The 40 traders and risk managers who spent the evening of June 23 at their desks did not waste their time. Many stayed up for more than 30 hours in a row. What happened exceeded all their expectations, but did not reach their worst-case scenario either, and the firm actually did very well that night.
That firm and its chief risk officer taught me a risk management lesson: don't ever let your personal convictions come in the way of prevention and contingency. Be open-minded and receptive to others' ideas and opinions when preparing for the future, however unlikely or bizarre they might seem. Life is vastly unpredictable, and human minds are particularly ill-equipped at predicting future events, so be humble in your forecasts.
Resilience: management is as important as prevention
Prevention is better than cure, according to common wisdom.

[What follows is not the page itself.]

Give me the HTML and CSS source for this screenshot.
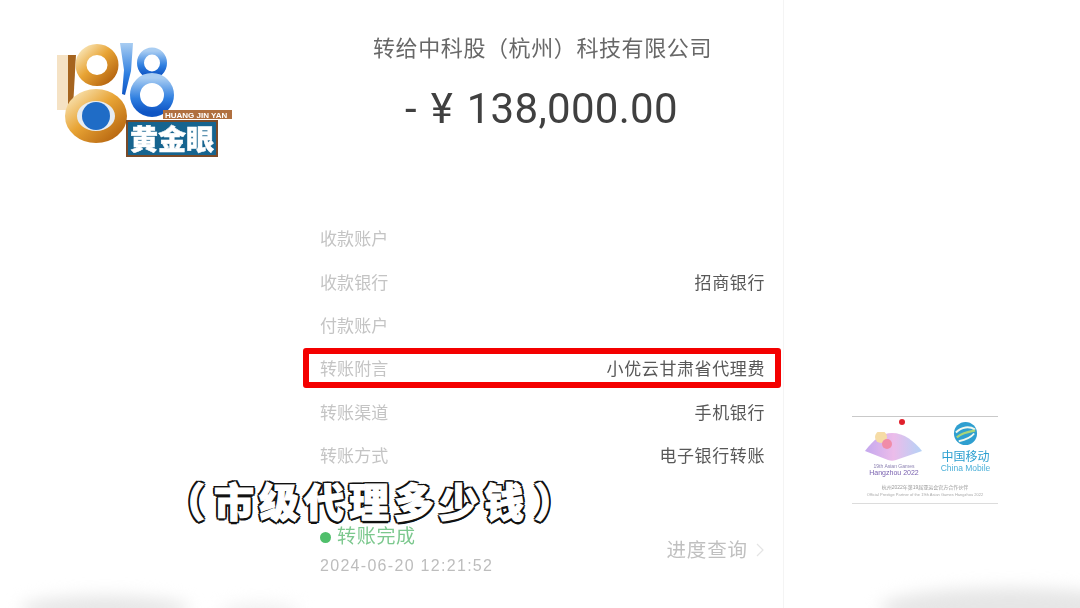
FILE: index.html
```html
<!DOCTYPE html>
<html>

<head>
  <title>黄金眼</title>
  <meta charset="utf-8">
  <link rel="stylesheet" href="styles.css">
</head>

<body>
  <div class="screen">
    <div class="shade-right"></div>
    <div class="blob blob--left"></div>
    <div class="blob blob--mid"></div>
    <div class="blob blob--right"></div>

    <!-- receipt -->
    <div class="receipt">
      <div class="payee">转给中科股（杭州）科技有限公司</div>
      <div class="amount">- ¥ 138,000.00</div>

      <div class="rows">
        <div class="row"><span class="key">收款账户</span></div>
        <div class="row"><span class="key">收款银行</span><span class="val">招商银行</span></div>
        <div class="row"><span class="key">付款账户</span></div>
        <div class="row row--marked"><span class="key">转账附言</span><span class="val">小优云甘肃省代理费</span></div>
        <div class="row"><span class="key">转账渠道</span><span class="val">手机银行</span></div>
        <div class="row"><span class="key">转账方式</span><span class="val">电子银行转账</span></div>
      </div>

      <div class="foot">
        <div>
          <div class="status"><i class="dot"></i>转账完成</div>
          <div class="time">2024-06-20 12:21:52</div>
        </div>
        <div class="progress">进度查询
          <svg class="chev" width="8" height="14" viewBox="0 0 8 14"><path d="M1 1l6 6-6 6" fill="none" stroke="#e4e4e4" stroke-width="1.2"/></svg>
        </div>
      </div>
    </div>

    <!-- subtitle -->
    <div class="subtitle"><span class="paren paren--l">（</span>市级代理多少钱<span class="paren paren--r">）</span></div>

    <!-- station logo -->
    <div class="logo">
      <svg width="176" height="116" viewBox="0 0 176 116">
        <defs>
          <linearGradient id="gold" x1="0" y1="0" x2="1" y2="1">
            <stop offset="0" stop-color="#f8e2b0"/>
            <stop offset="0.45" stop-color="#e8a435"/>
            <stop offset="1" stop-color="#b5640f"/>
          </linearGradient>
          <linearGradient id="blue" x1="0" y1="0" x2="0" y2="1">
            <stop offset="0" stop-color="#a9cdf2"/>
            <stop offset="0.6" stop-color="#2f7fe0"/>
            <stop offset="1" stop-color="#0f55c4"/>
          </linearGradient>
        </defs>
        <path d="M1 14h18l-2 51-2 4H1z" fill="#f5e2c4"/>
        <path d="M12 14h8l-3 52h-5z" fill="#a5641f"/>
        <ellipse cx="41" cy="24" rx="16" ry="15.5" fill="#fff" stroke="url(#gold)" stroke-width="11"/>
        <path d="M64 2h13l-2 28-6 24-3-1 2-24z" fill="url(#blue)"/>
        <ellipse cx="96" cy="22" rx="11.5" ry="12" fill="#fff" stroke="url(#blue)" stroke-width="7"/>
        <ellipse cx="96" cy="54" rx="17" ry="17" fill="#fff" stroke="url(#blue)" stroke-width="10"/>
        <ellipse cx="40" cy="75" rx="25" ry="21" fill="#e6ecf2" stroke="url(#gold)" stroke-width="12"/>
        <circle cx="40" cy="75" r="14" fill="#1f6cc6"/>
        <rect x="71" y="80" width="90" height="35" fill="#16648f" stroke="#7a4a28" stroke-width="2"/>
        <rect x="107" y="69" width="69" height="9" fill="#b0703f"/>
        <text x="109" y="76.5" class="logo-en">HUANG JIN YAN</text>
        <text x="74" y="109" class="logo-cn">黄金眼</text>
      </svg>
    </div>

    <!-- sponsor card -->
    <div class="sponsor">
      <div class="sponsor-top">
        <div class="games">
          <i class="sun"></i>
          <svg width="60" height="29" viewBox="0 5 60 29">
            <defs>
              <linearGradient id="fan" x1="0" y1="0" x2="1" y2="0">
                <stop offset="0" stop-color="#c4a8ee"/>
                <stop offset="0.5" stop-color="#ecbcea"/>
                <stop offset="1" stop-color="#b4d2f6"/>
              </linearGradient>
            </defs>
            <path d="M1 24C10 12 18 6 28 6c12 0 22 8 30 18l-26 9c-3 1-5 1-8 0z" fill="url(#fan)"/>
            <circle cx="17" cy="10" r="6" fill="#f6dca6"/>
            <circle cx="23" cy="17" r="5" fill="#f08ca8"/>
          </svg>
          <div class="games-a">19th Asian Games</div>
          <div class="games-b">Hangzhou 2022</div>
        </div>
        <div class="mobile">
          <svg width="25" height="25" viewBox="0 0 26 26">
            <circle cx="13" cy="13" r="12" fill="#2f9fd0"/>
            <path d="M3 12c6-6 14-7 20-3" fill="none" stroke="#f2f8ee" stroke-width="2"/>
            <path d="M4 17c6-5 13-6 19-7" fill="none" stroke="#a8d47a" stroke-width="2.4"/>
            <path d="M6 21c5-1 12-3 16-8" fill="none" stroke="#f2f8ee" stroke-width="2"/>
          </svg>
          <div class="mobile-cn">中国移动</div>
          <div class="mobile-en">China Mobile</div>
        </div>
      </div>
      <div class="sponsor-cn">杭州2022年第19届亚运会官方合作伙伴</div>
      <div class="sponsor-en">Official Prestige Partner of the 19th Asian Games Hangzhou 2022</div>
    </div>
  </div>
</body>

</html>
```

FILE: styles.css
```css
* {
  box-sizing: border-box;
}

body {
  margin: 0;
  background: #fff;
  font-family: "Liberation Sans", "Noto Sans CJK SC", sans-serif;
}

.screen {
  position: relative;
  width: 1080px;
  height: 608px;
  overflow: hidden;
  background: #fff;
}

.shade-right {
  position: absolute;
  left: 783px;
  top: 0;
  right: 0;
  bottom: 0;
  border-left: 1px solid #f4f4f4;
}

.blob {
  position: absolute;
  background: #e6e6e6;
  border-radius: 50%;
  filter: blur(8px);
}

.blob--left {
  left: 20px;
  bottom: -14px;
  width: 170px;
  height: 26px;
}

.blob--mid {
  left: 220px;
  bottom: -12px;
  width: 80px;
  height: 16px;
  background: #efefef;
}

.blob--right {
  left: 880px;
  bottom: -20px;
  width: 260px;
  height: 40px;
}

/* receipt */
.receipt {
  position: relative;
  width: 1080px;
  height: 608px;
  padding: 34px 316px 0 320px;
  filter: blur(0.5px);
}

.payee {
  margin-left: 53px;
  width: 380px;
  font-size: 22px;
  line-height: 30px;
  color: #686868;
  white-space: nowrap;
  letter-spacing: 0.6px;
}

.amount {
  margin: 20px 0 0 85px;
  font-size: 42px;
  line-height: 50px;
  font-family: "Roboto", sans-serif;
  color: #404040;
  white-space: nowrap;
  letter-spacing: 0.3px;
  word-spacing: 3px;
}

.rows {
  margin-top: 82px;
  width: 445px;
}

.row {
  display: flex;
  justify-content: space-between;
  align-items: center;
  height: 43.4px;
}

.row--marked {
  position: relative;
}

.row--marked:before {
  content: "";
  position: absolute;
  left: -17px;
  right: -16px;
  top: 2px;
  bottom: 2px;
  border: 6px solid #f40000;
  border-radius: 3px;
}

.key {
  font-size: 17px;
  color: #c4c4c4;
  letter-spacing: 0.1px;
}

.val {
  font-size: 17px;
  color: #585858;
  letter-spacing: 0.6px;
}

.foot {
  display: flex;
  justify-content: space-between;
  align-items: flex-end;
  margin-top: 49px;
  width: 444px;
}

.status {
  display: flex;
  align-items: center;
  font-size: 19px;
  line-height: 24px;
  color: #7cc88e;
  letter-spacing: 0.7px;
}

.dot {
  width: 11px;
  height: 11px;
  margin-right: 6px;
  border-radius: 50%;
  background: #4fbf6b;
}

.time {
  margin-top: 7px;
  font-size: 16px;
  line-height: 20px;
  color: #bdbdbd;
  letter-spacing: 1.3px;
}

.progress {
  display: flex;
  align-items: center;
  gap: 8px;
  margin-bottom: 14px;
  font-size: 19.5px;
  line-height: 24px;
  color: #c0c0c0;
  letter-spacing: 0.9px;
}

/* subtitle */
.subtitle {
  position: absolute;
  left: 165px;
  top: 476px;
  display: flex;
  font-size: 40px;
  line-height: 54px;
  font-weight: 900;
  color: #fff;
  white-space: nowrap;
  letter-spacing: 5px;
  -webkit-text-stroke: 1.2px #fff;
  text-shadow: 2.5px 0 #111, -2.5px 0 #111, 0 2.5px #111, 0 -2.5px #111,
    2px 2px #111, -2px 2px #111, 2px -2px #111, -2px -2px #111;
}

.paren--l {
  margin-right: 4px;
}

.paren--r {
  margin-left: 5px;
}

/* logo */
.logo {
  position: absolute;
  left: 56px;
  top: 41px;
  filter: blur(0.5px);
}

.logo svg {
  display: block;
  overflow: visible;
}

.logo-en {
  font-size: 8px;
  font-weight: 700;
  fill: #fff;
  font-family: "Liberation Sans", sans-serif;
}

.logo-cn {
  font-size: 28px;
  font-weight: 900;
  fill: #fff;
  stroke: #fff;
  stroke-width: 0.5px;
  font-family: "Noto Sans CJK SC", sans-serif;
}

/* sponsor */
.sponsor {
  position: absolute;
  left: 852px;
  top: 416px;
  width: 146px;
  height: 88px;
  padding-top: 4px;
  background: #fff;
  border-top: 1px solid #c9c9c9;
  border-bottom: 1px solid #dcdcdc;
  text-align: center;
  filter: blur(0.4px);
}

.sponsor-top {
  display: flex;
  height: 63px;
}

.games {
  position: relative;
  width: 84px;
  padding-top: 11px;
}

.games svg,
.mobile svg {
  display: block;
  margin: 0 auto;
}

.sun {
  position: absolute;
  left: 47px;
  top: -2px;
  width: 6px;
  height: 6px;
  border-radius: 50%;
  background: #e0202c;
}

.games-a {
  margin-top: 2px;
  font-size: 5px;
  line-height: 6px;
  color: #8a7fb0;
  white-space: nowrap;
}

.games-b {
  font-size: 7px;
  line-height: 7px;
  color: #7a62b0;
  white-space: nowrap;
}

.mobile {
  flex: 1;
  margin-right: 3px;
}

.mobile-cn {
  margin-top: 4px;
  font-size: 12px;
  line-height: 14px;
  color: #2a9fd0;
  white-space: nowrap;
}

.mobile-en {
  font-size: 8.5px;
  line-height: 9px;
  color: #4cb0d8;
  white-space: nowrap;
}

.sponsor-cn {
  font-size: 5px;
  line-height: 7px;
  color: #999;
}

.sponsor-en {
  margin-top: 1px;
  font-size: 4px;
  line-height: 6px;
  color: #aaa;
  white-space: nowrap;
}
```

For a long time, operational risk management in financial services has focused, sometimes solely, on risk assessment, prevention and internal controls. This can foster overconfidence in the safety of your business, leaving you disarmed and vulnerable when accidents strike. By the bank's own acknowledgment, the damage caused at NatWest by IT breakdowns was as much down to poor incident management as the breakdowns themselves. Similarly, it is public knowledge that the regrettable way BNP Paribas tried to resist the US Department of Justice over historical sanctions violations did not lessen the eventual penalties.
There are many examples of incidents and accidents that were either mitigated or aggravated by efficient or poor crisis management. In 2011, jazz improvisation player Stefon Harris gave an interesting talk at a TED event explaining how many actions are perceived as mistakes only because we don't react to them appropriately. This view from the world of music is also relevant to risk management.
From technological breakthroughs to political changes and regulatory reforms, our increasingly volatile environment forces firms and individuals to be more adaptable, reactive and resilient. The UK education system has also embraced resilience and adaptability: rather than trying to teach our children knowledge that will soon be outdated or that doesn't yet exist, primary and preparatory schools aim to teach the skills of inquisitiveness, curiosity and perseverance. That way, they equip children with the skills to learn and adjust to whatever technology and knowledge they will need in the future.
This idea is just as applicable to organisational resilience. It is pointless to try to guess future incidents and much wiser to learn to adjust to them, so that firms can adapt to whatever comes their way. I know of one UK-based international bank that has launched a risk management theme around resilience: the objective is to reflect upon and improve the resiliency of the firm to whatever major event that may strike, whether it is economic, physical, reputational, or anything else.
Reflection: take time to learn the lessons
Reflection is my third Brexit lesson. Brexit should encourage risk managers to reflect on their past mistakes and successes to get the most out of their experiences. There is much to learn from Brexit and not only from a political standpoint. How we, as risk managers and professionals, have prepared for it – or not – is rich with teachings.
As part of their operational risk management framework, some firms have a 'lessons learnt' element. This consists of the action plans and other transformations determined following a large incident, or a significant near-miss.
'Lessons learnt' is more explicit and therefore a more advisable wording than the classic 'action plan'. It highlights the need for reflection before the need for action. In a fast-moving world it is difficult, but important, to take the time for reflection. Too few of us do it, so it also confers an interesting competitive advantage.
So what did I learn from Brexit? I learnt that, even if we must be aware of our environment, our exposure and our vulnerabilities, only fools can pretend to know what the future holds. We must be humble about our capacity to foresee the future and to anticipate disruptive changes. By definition, no-one can see what is 'around the corner'. To me, even with a set date and tight polls, Brexit was 'around the corner'. I would have bet confidently that it wouldn't happen. Then it did. My convictions made me blind.
We all have blind spots. Being aware of them is a first step. To accept and prepare for a seemingly impossible event is better. And because the future is so hard to predict and risk is so difficult to assess, the resilience of firms and individuals to change is a skill that needs to be further developed, both in schools and the financial sector. Finally, reflecting on our mistakes and successes in relation to Brexit, or any other significant event, will help us to adapt and adjust to the next one.